• **Exercise aim**
Print the lines of the listing below verbatim from its first line through the line bearing "const CategoriesIcon = () => <Folder />;". Any pictures are to be omitted.

• **Data shown**
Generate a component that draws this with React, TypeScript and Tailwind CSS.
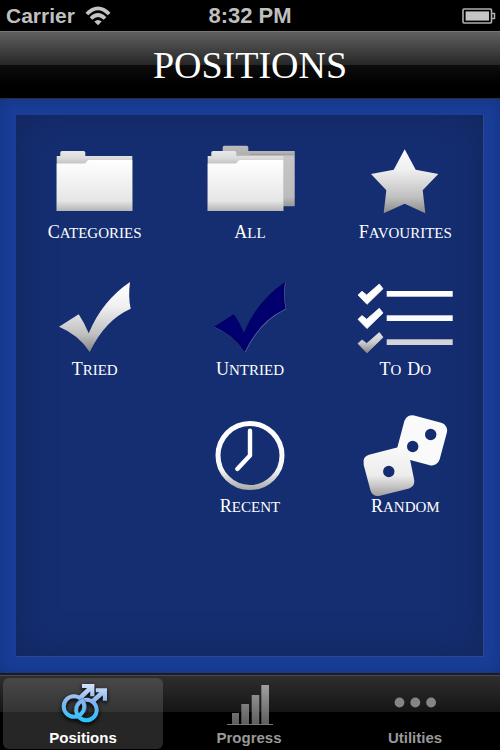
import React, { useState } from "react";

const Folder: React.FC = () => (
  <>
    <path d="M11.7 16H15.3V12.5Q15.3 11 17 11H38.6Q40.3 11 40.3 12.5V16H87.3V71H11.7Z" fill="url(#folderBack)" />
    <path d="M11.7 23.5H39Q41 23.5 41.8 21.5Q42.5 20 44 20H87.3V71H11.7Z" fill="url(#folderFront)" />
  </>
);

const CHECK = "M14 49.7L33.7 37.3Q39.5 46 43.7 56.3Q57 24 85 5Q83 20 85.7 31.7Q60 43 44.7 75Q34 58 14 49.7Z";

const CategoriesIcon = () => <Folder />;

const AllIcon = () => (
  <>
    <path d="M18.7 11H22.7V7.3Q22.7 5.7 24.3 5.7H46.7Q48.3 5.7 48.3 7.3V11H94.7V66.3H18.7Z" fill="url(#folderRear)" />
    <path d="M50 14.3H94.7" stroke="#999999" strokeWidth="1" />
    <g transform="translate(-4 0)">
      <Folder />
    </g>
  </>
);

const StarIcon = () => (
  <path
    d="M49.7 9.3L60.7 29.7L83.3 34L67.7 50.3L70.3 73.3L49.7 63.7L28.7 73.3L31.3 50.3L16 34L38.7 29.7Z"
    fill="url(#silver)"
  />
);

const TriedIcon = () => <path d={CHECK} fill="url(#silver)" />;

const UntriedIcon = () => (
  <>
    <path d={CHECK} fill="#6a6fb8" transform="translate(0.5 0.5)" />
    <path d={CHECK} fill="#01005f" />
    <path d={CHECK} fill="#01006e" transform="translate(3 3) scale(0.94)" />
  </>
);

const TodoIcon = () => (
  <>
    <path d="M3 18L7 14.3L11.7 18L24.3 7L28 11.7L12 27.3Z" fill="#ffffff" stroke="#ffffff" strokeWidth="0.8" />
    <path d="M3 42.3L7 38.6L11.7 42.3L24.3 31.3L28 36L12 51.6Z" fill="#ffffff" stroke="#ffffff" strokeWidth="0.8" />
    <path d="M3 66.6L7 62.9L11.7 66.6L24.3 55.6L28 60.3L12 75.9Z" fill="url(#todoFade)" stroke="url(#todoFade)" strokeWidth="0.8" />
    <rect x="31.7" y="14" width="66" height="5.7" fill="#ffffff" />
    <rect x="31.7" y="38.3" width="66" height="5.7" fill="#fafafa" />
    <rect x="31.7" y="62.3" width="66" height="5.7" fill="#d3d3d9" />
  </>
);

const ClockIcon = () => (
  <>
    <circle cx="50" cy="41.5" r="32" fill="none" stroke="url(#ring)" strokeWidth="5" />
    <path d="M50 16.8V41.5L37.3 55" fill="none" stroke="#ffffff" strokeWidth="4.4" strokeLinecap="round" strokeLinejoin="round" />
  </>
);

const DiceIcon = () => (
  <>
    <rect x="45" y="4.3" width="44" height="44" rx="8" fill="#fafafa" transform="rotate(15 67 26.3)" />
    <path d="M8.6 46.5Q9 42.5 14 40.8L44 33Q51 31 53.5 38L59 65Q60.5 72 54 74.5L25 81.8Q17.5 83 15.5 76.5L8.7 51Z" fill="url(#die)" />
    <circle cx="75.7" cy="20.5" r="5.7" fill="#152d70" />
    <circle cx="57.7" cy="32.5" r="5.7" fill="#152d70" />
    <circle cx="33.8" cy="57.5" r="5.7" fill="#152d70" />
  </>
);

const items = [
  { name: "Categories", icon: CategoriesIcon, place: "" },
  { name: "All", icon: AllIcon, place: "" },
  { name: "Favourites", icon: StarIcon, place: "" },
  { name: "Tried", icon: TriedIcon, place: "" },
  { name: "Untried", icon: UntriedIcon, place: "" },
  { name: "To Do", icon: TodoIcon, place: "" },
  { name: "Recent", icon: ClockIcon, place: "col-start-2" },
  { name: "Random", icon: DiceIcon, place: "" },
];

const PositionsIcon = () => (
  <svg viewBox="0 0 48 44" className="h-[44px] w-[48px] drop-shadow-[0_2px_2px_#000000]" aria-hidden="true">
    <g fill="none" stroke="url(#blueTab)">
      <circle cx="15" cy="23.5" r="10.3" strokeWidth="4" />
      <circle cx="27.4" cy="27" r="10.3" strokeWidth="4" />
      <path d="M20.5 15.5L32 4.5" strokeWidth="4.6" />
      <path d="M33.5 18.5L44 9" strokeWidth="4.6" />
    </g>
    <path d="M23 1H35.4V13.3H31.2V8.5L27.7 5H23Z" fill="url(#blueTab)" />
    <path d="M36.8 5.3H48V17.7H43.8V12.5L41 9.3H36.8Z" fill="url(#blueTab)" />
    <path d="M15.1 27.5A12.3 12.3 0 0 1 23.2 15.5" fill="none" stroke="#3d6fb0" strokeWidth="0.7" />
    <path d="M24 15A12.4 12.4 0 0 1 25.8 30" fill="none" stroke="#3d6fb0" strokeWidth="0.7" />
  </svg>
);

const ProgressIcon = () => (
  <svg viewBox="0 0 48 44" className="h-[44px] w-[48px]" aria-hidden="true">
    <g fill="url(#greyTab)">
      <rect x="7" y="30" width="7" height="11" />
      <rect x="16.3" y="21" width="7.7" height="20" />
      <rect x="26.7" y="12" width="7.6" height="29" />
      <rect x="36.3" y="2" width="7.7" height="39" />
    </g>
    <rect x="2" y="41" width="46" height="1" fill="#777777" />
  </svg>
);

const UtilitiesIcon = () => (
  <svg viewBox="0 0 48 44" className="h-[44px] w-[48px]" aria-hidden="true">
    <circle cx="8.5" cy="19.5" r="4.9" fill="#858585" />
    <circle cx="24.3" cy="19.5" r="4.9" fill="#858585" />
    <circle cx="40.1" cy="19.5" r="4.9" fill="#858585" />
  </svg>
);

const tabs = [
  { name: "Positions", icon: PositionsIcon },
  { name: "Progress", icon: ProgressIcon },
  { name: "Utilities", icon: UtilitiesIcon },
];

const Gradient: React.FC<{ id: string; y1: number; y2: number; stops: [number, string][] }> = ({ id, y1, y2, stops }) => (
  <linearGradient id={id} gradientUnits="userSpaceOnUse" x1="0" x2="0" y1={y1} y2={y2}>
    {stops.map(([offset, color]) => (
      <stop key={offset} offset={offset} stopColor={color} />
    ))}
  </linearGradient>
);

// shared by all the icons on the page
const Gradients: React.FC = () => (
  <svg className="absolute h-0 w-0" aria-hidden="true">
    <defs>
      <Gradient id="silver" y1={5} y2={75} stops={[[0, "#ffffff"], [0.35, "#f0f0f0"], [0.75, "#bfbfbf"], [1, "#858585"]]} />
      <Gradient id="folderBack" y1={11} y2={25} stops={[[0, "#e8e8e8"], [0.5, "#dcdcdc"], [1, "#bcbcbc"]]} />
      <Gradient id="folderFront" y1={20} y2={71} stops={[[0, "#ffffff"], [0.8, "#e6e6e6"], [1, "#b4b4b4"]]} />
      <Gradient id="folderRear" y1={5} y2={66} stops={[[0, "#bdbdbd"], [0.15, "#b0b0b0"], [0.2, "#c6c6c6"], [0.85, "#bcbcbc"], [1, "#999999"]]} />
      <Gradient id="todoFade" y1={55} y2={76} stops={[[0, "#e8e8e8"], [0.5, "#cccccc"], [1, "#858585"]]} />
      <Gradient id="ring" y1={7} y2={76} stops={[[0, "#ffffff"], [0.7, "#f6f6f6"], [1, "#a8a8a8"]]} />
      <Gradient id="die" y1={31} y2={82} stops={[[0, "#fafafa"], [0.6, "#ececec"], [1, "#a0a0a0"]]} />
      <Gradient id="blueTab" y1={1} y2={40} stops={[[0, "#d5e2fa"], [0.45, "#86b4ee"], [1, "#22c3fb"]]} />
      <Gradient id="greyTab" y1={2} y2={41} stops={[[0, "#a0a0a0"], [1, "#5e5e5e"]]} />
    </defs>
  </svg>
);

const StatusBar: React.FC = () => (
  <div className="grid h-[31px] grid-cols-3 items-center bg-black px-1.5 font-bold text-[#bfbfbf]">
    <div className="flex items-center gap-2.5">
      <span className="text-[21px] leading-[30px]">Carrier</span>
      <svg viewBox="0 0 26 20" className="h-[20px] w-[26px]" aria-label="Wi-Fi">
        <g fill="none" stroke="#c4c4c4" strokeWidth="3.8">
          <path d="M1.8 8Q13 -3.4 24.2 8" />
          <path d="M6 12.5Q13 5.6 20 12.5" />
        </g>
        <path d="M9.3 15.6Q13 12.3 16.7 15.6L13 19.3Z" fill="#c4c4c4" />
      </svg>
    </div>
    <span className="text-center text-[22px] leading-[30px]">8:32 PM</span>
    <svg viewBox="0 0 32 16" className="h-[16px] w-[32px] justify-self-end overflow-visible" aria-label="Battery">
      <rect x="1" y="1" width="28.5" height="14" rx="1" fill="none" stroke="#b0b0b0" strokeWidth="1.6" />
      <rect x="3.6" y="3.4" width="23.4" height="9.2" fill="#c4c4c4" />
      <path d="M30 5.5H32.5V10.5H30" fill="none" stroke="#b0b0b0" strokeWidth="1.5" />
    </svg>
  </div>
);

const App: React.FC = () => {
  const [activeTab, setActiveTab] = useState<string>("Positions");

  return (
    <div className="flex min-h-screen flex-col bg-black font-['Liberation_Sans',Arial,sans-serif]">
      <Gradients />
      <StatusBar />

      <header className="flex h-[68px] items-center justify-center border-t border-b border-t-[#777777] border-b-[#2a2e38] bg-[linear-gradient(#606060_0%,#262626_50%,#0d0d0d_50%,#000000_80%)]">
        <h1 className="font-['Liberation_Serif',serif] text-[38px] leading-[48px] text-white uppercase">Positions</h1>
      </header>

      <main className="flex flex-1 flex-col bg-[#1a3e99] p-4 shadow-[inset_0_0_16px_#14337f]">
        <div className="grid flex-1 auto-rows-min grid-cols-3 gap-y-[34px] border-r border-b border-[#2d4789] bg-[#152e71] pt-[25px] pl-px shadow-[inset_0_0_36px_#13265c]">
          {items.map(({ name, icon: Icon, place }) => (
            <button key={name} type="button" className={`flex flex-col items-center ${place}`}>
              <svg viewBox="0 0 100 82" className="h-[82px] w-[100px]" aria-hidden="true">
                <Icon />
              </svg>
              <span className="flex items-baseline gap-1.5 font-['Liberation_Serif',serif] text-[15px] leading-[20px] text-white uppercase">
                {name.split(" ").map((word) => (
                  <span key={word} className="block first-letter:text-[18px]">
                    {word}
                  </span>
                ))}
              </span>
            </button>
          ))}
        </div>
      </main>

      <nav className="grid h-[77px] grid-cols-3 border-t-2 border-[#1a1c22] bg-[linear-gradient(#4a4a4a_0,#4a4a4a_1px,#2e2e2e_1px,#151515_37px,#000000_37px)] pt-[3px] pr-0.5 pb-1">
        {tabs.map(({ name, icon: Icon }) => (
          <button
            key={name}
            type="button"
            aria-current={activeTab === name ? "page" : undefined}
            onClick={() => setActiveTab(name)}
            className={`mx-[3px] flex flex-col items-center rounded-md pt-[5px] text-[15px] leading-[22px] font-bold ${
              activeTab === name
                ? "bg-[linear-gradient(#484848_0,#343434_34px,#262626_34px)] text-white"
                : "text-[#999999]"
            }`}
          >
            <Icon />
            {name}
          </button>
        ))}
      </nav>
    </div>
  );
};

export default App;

• **Response below**
Generate a component that draws this with React, TypeScript and Tailwind CSS.
import React, { useState } from "react";

const Folder: React.FC = () => (
  <>
    <path d="M11.7 16H15.3V12.5Q15.3 11 17 11H38.6Q40.3 11 40.3 12.5V16H87.3V71H11.7Z" fill="url(#folderBack)" />
    <path d="M11.7 23.5H39Q41 23.5 41.8 21.5Q42.5 20 44 20H87.3V71H11.7Z" fill="url(#folderFront)" />
  </>
);

const CHECK = "M14 49.7L33.7 37.3Q39.5 46 43.7 56.3Q57 24 85 5Q83 20 85.7 31.7Q60 43 44.7 75Q34 58 14 49.7Z";

const CategoriesIcon = () => <Folder />;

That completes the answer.